Exercise >> Without the pictures, output the lines of the material from the very first through the one that holds "341.8,630 364.7,497 378.7,722".

Material >>
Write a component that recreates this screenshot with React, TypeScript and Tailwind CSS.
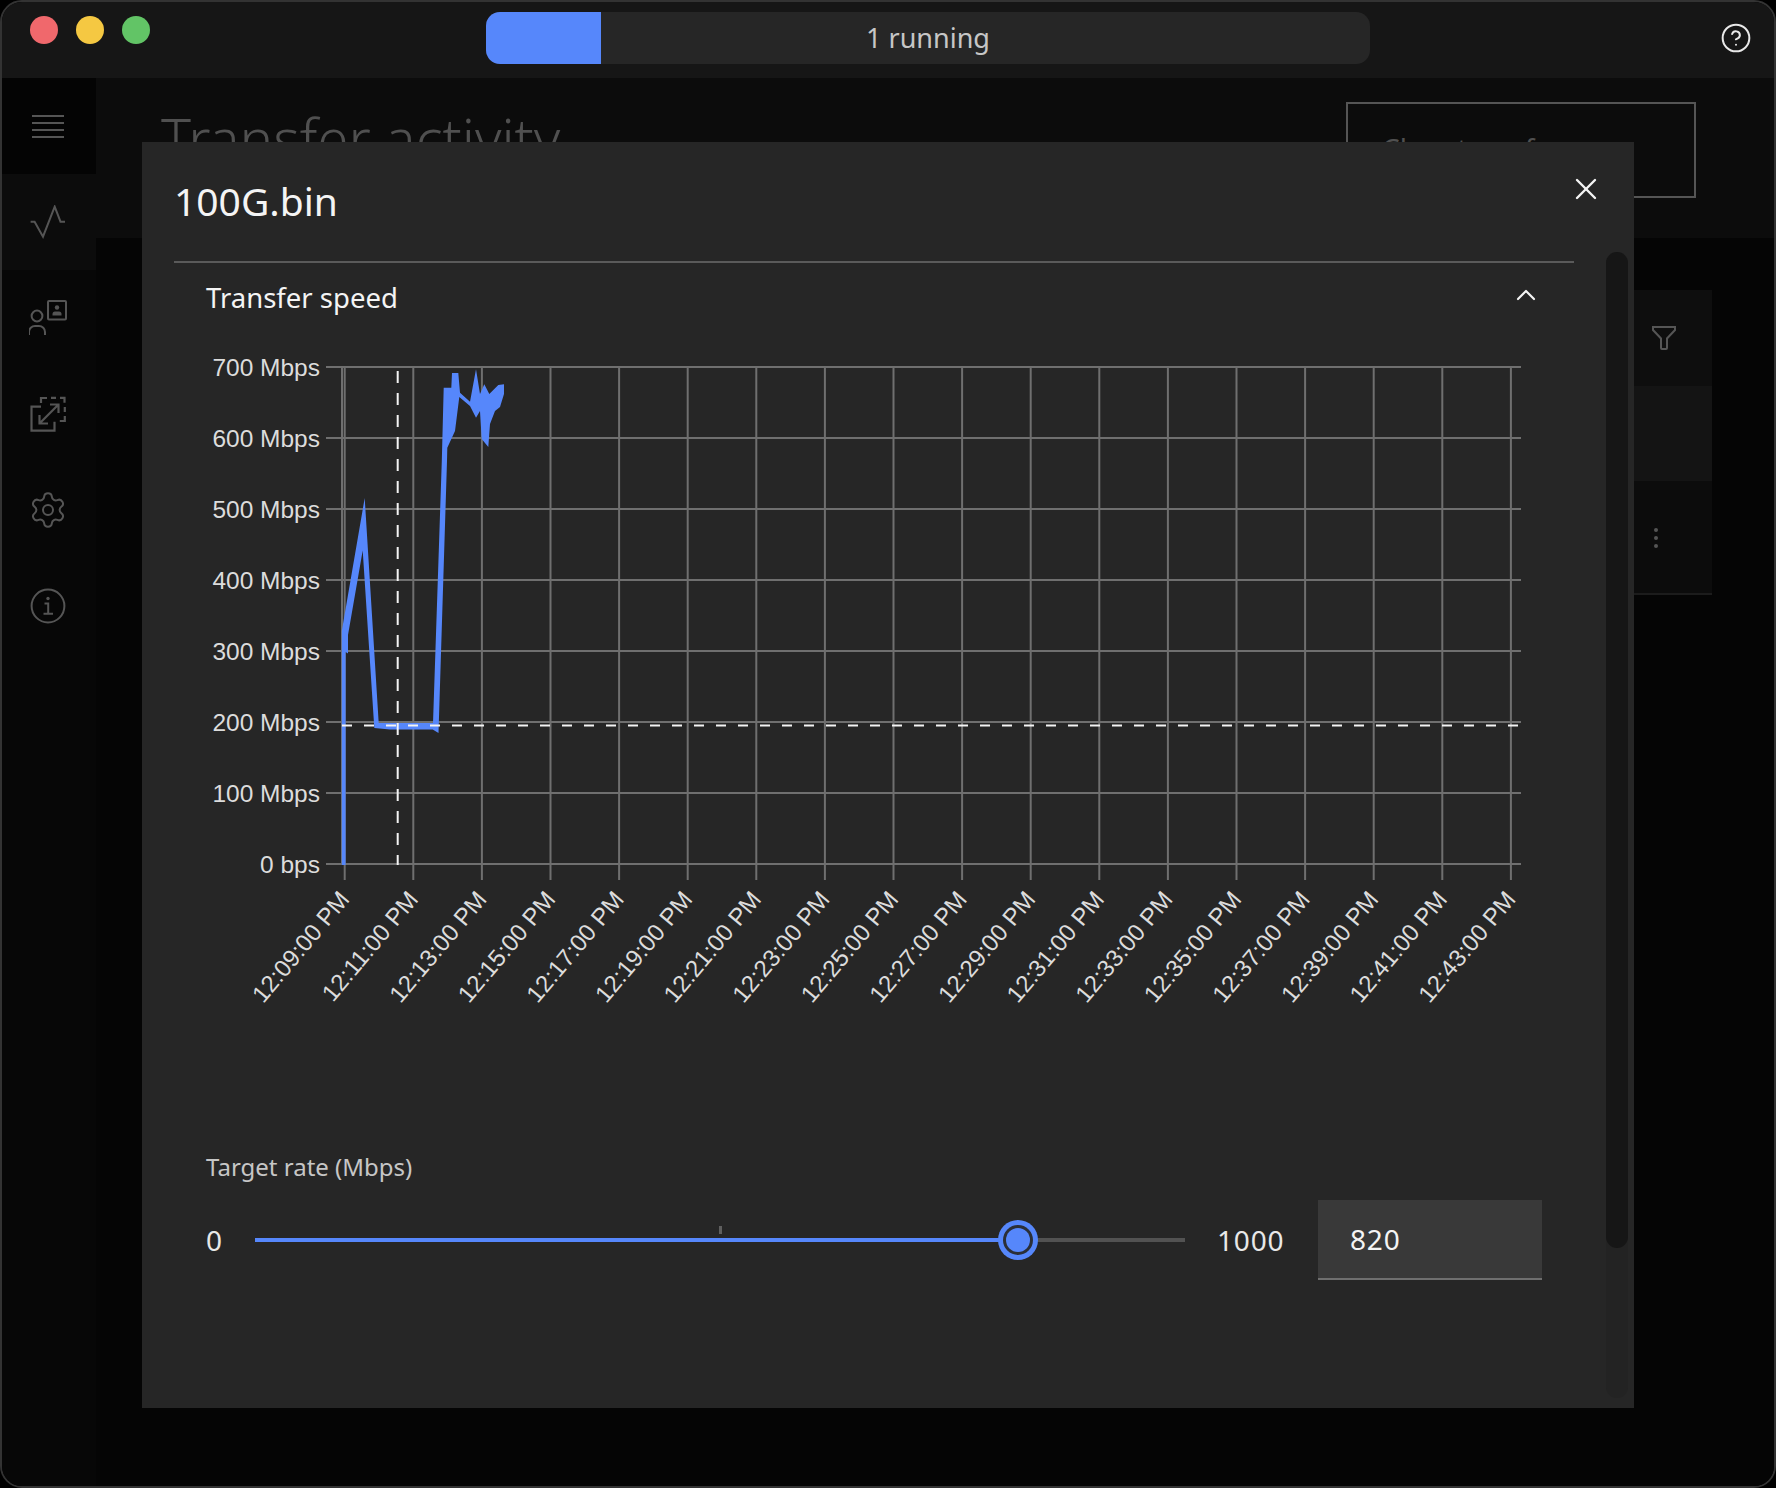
import { CircleHelp, Settings, X, ChevronUp } from "lucide-react"

const uiFont = "font-['Noto_Sans',sans-serif]"

const yLabels = ["700 Mbps", "600 Mbps", "500 Mbps", "400 Mbps", "300 Mbps", "200 Mbps", "100 Mbps", "0 bps"]
const xLabels = [
  "12:09:00 PM", "12:11:00 PM", "12:13:00 PM", "12:15:00 PM", "12:17:00 PM", "12:19:00 PM",
  "12:21:00 PM", "12:23:00 PM", "12:25:00 PM", "12:27:00 PM", "12:29:00 PM", "12:31:00 PM",
  "12:33:00 PM", "12:35:00 PM", "12:37:00 PM", "12:39:00 PM", "12:41:00 PM", "12:43:00 PM",
]

const speedShape =
  "341.8,864 341.8,630 364.7,497 378.7,722 433,722 441.8,460 443.7,386.7 451.3,386.7 452,372 458.3,372 460,391.7 470,400.7 476,368.3 480,393 484.3,383.3 489.3,393 498.3,384 504,383.3 504,393 500,406 495,410 490,423 488.3,446 481.7,438 480,410 476,416.7 470,405 459.3,396 455,430 447.3,446.7 447,460 438.5,732 432.7,728.6 390,728.6 374.3,727 362.7,549.5 348,634 348,652.6 345.6,651 345.6,864"

const SpeedChart = () => (
  <svg viewBox="174 340 1400 790" className="block w-[1400px] h-[790px]">
    {yLabels.map((label, i) => {
      const y = 366 + i * 71
      return (
        <g key={label}>
          <line x1={326} x2={1521} y1={y} y2={y} stroke="#6f6f6f" strokeWidth={2} />
          <text x={320} y={y + 9} textAnchor="end" fontSize={24.5} fill="#dcdcdc" fontFamily="Liberation Sans, sans-serif">
            {label}
          </text>
        </g>
      )
    })}
    <line x1={342} x2={342} y1={366} y2={864} stroke="#6f6f6f" strokeWidth={2} />
    {xLabels.map((label, i) => {
      const x = 344.7 + i * 68.6
      return (
        <g key={label}>
          <line x1={x} x2={x} y1={366} y2={879} stroke="#6f6f6f" strokeWidth={2} />
          <text
            x={x + 6}
            y={899}
            textAnchor="end"
            fontSize={24}
            fill="#dcdcdc"
            fontFamily="Liberation Sans, sans-serif"
            transform={`rotate(-50 ${x + 6} 899)`}
          >
            {label}
          </text>
        </g>
      )
    })}
    <polygon points={speedShape} fill="#5687fb" />
    <line x1={342} x2={1521} y1={724.6} y2={724.6} stroke="#f4f4f4" strokeWidth={2} strokeDasharray="10 12" />
    <line x1={397.7} x2={397.7} y1={370} y2={864} stroke="#f4f4f4" strokeWidth={2} strokeDasharray="12 10" />
  </svg>
)

const Slider = () => (
  <div className="flex items-center h-[80px] text-[28px] tracking-[0.8px] text-[#e8e8e8]">
    <span className="w-[49px]">0</span>
    <div className="relative w-[930px] h-[4px] bg-[#525252]">
      <div className="h-full w-[763px] bg-[#5687fb]" />
      <div className="absolute left-[464px] top-[-12px] w-[3px] h-[8px] bg-[#5f5f5f]" />
      <div className="absolute left-[743px] top-[-18px] w-[40px] h-[40px] rounded-full bg-[#5687fb] flex items-center justify-center">
        <div className="w-[30px] h-[30px] rounded-full bg-[#2b2f38] flex items-center justify-center">
          <div className="w-[24px] h-[24px] rounded-full bg-[#5687fb]" />
        </div>
      </div>
    </div>
    <span className="ml-[32px] w-[101px]">1000</span>
    <div className="w-[224px] h-[80px] bg-[#393939] border-b-2 border-[#6f6f6f] flex items-center pl-[32px] text-[#f4f4f4]">
      820
    </div>
  </div>
)

const ActivityIcon = () => (
  <svg width="36" height="34" viewBox="30 205 36 34" fill="none" stroke="#555" strokeWidth="2">
    <path d="M30.6 221.7h4l8.4 15 11.7-30 5.8 15H65" />
  </svg>
)

const UsersIcon = () => (
  <svg width="38" height="38" viewBox="30 300 38 38" fill="none" stroke="#555" strokeWidth="2">
    <circle cx="38" cy="316" r="5.4" />
    <path d="M30 335v-3a6 6 0 0 1 6-6h4a6 6 0 0 1 6 6v3" />
    <rect x="49" y="301" width="18" height="18.5" rx="1" />
    <circle cx="58" cy="307.5" r="2.2" fill="#555" stroke="none" />
    <path d="M53.5 315.5v-1.5a2.5 2.5 0 0 1 2.5-2.5h4a2.5 2.5 0 0 1 2.5 2.5v1.5z" fill="#555" stroke="none" />
  </svg>
)

const TransferIcon = () => (
  <svg width="36" height="36" viewBox="30 396 36 36" fill="none" stroke="#555" strokeWidth="2.2">
    <path d="M41 406.7h-9.5v24h23v-9" />
    <path d="M41 403v-5h6M51 397.8h5M60 397.8h4.5v5M64.8 407v5M64.8 416v5h-5" />
    <path d="M39.5 423.5l18.5-18.5M50 404.5h8.5v8.5M39.5 415v8.5h8.5" />
  </svg>
)

const InfoIcon = () => (
  <svg width="36" height="36" viewBox="30 588 36 36" fill="none" stroke="#555" strokeWidth="2">
    <circle cx="48" cy="606" r="16.4" />
    <circle cx="48" cy="598.5" r="1.7" fill="#555" stroke="none" />
    <path d="M44.5 603.5h3.7v10M43.5 613.7h9.5" />
  </svg>
)

const FilterIcon = () => (
  <svg width="26" height="26" viewBox="0 0 26 26" fill="none" stroke="#555" strokeWidth="2">
    <path d="M2 2h22v3l-8 8.5V23a1 1 0 0 1-1 1h-4a1 1 0 0 1-1-1v-9.5L2 5z" />
  </svg>
)

const Sidebar = () => (
  <aside className="w-[94px] flex flex-col shrink-0 bg-[#070707]">
    <div className="h-[96px] bg-[#040404] flex flex-col items-center justify-center gap-[5px] pr-[2px]">
      <div className="w-[32px] h-[2px] bg-[#555]" />
      <div className="w-[32px] h-[2px] bg-[#555]" />
      <div className="w-[32px] h-[2px] bg-[#555]" />
      <div className="w-[32px] h-[2px] bg-[#555]" />
    </div>
    <div className="h-[96px] bg-[#0c0c0c] flex items-center justify-center pr-[2px]">
      <ActivityIcon />
    </div>
    <div className="h-[96px] flex items-center justify-center pr-[2px] pt-[2px]">
      <UsersIcon />
    </div>
    <div className="h-[96px] flex items-center justify-center pr-[2px]">
      <TransferIcon />
    </div>
    <div className="h-[96px] flex items-center justify-center pr-[2px]">
      <Settings size={40} strokeWidth={1.2} color="#555" />
    </div>
    <div className="h-[96px] flex items-center justify-center pr-[2px]">
      <InfoIcon />
    </div>
  </aside>
)

const Backdrop = () => (
  <main className="flex-1 flex flex-col bg-[#050505]">
    <header className="h-[160px] bg-[#0c0c0c] flex pl-[65px] pr-[78px] pt-[24px] justify-between">
      <h1 className="text-[56.5px] leading-[66px] mt-[4px] text-[#505050] font-light">Transfer activity</h1>
      <div className="w-[350px] h-[96px] border-2 border-[#555] pl-[34px] pt-[23px] text-[28px] text-[#505050]">
        Clear transfers
      </div>
    </header>
    <section className="mt-[52px] ml-[46px] w-[1570px]">
      <div className="h-[96px] bg-[#0e0e0e] flex items-center justify-end pr-[35px]">
        <FilterIcon />
      </div>
      <div className="h-[95px] bg-[#141414]" />
      <div className="h-[114px] bg-[#0c0c0c] border-b-2 border-[#1c1c1c] flex items-center justify-end pr-[54px]">
        <div className="flex flex-col gap-[4px] mt-[2px]">
          <div className="w-[4px] h-[4px] rounded-full bg-[#555]" />
          <div className="w-[4px] h-[4px] rounded-full bg-[#555]" />
          <div className="w-[4px] h-[4px] rounded-full bg-[#555]" />
        </div>
      </div>
    </section>
  </main>
)

const TransferDialog = () => (
  <div className={`absolute left-[142px] top-[142px] w-[1492px] h-[1266px] bg-[#262626] pl-[32px] ${uiFont}`}>
    <div className="w-[1400px] h-[121px] border-b-2 border-[#5a5a5a] flex justify-between">
      <h2 className="text-[39px] leading-[48px] pt-[35px] text-[#f4f4f4]">100G.bin</h2>
      <X size={36} strokeWidth={1.6} color="#f4f4f4" className="mt-[29px] mr-[-30px]" />
    </div>
    <div className="w-[1400px] h-[78px] pl-[32px] pr-[32px] pb-[8px] flex items-center justify-between text-[27.5px] text-[#f4f4f4]">
      <span>Transfer speed</span>
      <ChevronUp size={32} strokeWidth={1.6} color="#f4f4f4" className="mb-[7px]" />
    </div>
    <SpeedChart />
    <div className="pl-[32px] mt-[16px]">
      <div className="h-[40px] text-[24px] text-[#c6c6c6] leading-[40px] mb-[13px]">Target rate (Mbps)</div>
      <Slider />
    </div>
    <div className="absolute left-[1464px] top-[110px] w-[22px] h-[1146px] rounded-full bg-[#232323]">
      <div className="h-[996px] rounded-full bg-[#161616]" />
    </div>
  </div>
)

const App = () => (
  <div className={`relative w-[1776px] h-[1488px] bg-black overflow-hidden ${uiFont}`}>
    <div className="w-full h-full rounded-[22px] border-2 border-[#333] overflow-hidden flex flex-col bg-[#050505]">
      <div className="h-[76px] shrink-0 bg-[#161616] relative flex items-center justify-center">
        <div className="absolute left-[28px] top-[14px] flex gap-[18px]">
          <div className="w-[28px] h-[28px] rounded-full bg-[#f0686c]" />
          <div className="w-[28px] h-[28px] rounded-full bg-[#f5c842]" />
          <div className="w-[28px] h-[28px] rounded-full bg-[#62c466]" />
        </div>
        <div className="relative w-[884px] h-[52px] mt-[-4px] ml-[80px] rounded-[14px] bg-[#262626] overflow-hidden flex items-center justify-center">
          <div className="absolute left-0 top-0 h-full w-[115px] bg-[#5687fb]" />
          <span className="text-[27px] text-[#c6c6c6]">1 running</span>
        </div>
        <CircleHelp size={32} strokeWidth={1.5} color="#e8e8e8" className="absolute right-[22px] top-[20px]" />
      </div>
      <div className="flex-1 flex">
        <Sidebar />
        <Backdrop />
      </div>
    </div>
    <TransferDialog />
  </div>
)

export default App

Response for this exercise >>
Write a component that recreates this screenshot with React, TypeScript and Tailwind CSS.
import { CircleHelp, Settings, X, ChevronUp } from "lucide-react"

const uiFont = "font-['Noto_Sans',sans-serif]"

const yLabels = ["700 Mbps", "600 Mbps", "500 Mbps", "400 Mbps", "300 Mbps", "200 Mbps", "100 Mbps", "0 bps"]
const xLabels = [
  "12:09:00 PM", "12:11:00 PM", "12:13:00 PM", "12:15:00 PM", "12:17:00 PM", "12:19:00 PM",
  "12:21:00 PM", "12:23:00 PM", "12:25:00 PM", "12:27:00 PM", "12:29:00 PM", "12:31:00 PM",
  "12:33:00 PM", "12:35:00 PM", "12:37:00 PM", "12:39:00 PM", "12:41:00 PM", "12:43:00 PM",
]

const speedShape =
  "341.8,864 341.8,630 364.7,497 378.7,722 433,722 441.8,460 443.7,386.7 451.3,386.7 452,372 458.3,372 460,391.7 470,400.7 476,368.3 480,393 484.3,383.3 489.3,393 498.3,384 504,383.3 504,393 500,406 495,410 490,423 488.3,446 481.7,438 480,410 476,416.7 470,405 459.3,396 455,430 447.3,446.7 447,460 438.5,732 432.7,728.6 390,728.6 374.3,727 362.7,549.5 348,634 348,652.6 345.6,651 345.6,864"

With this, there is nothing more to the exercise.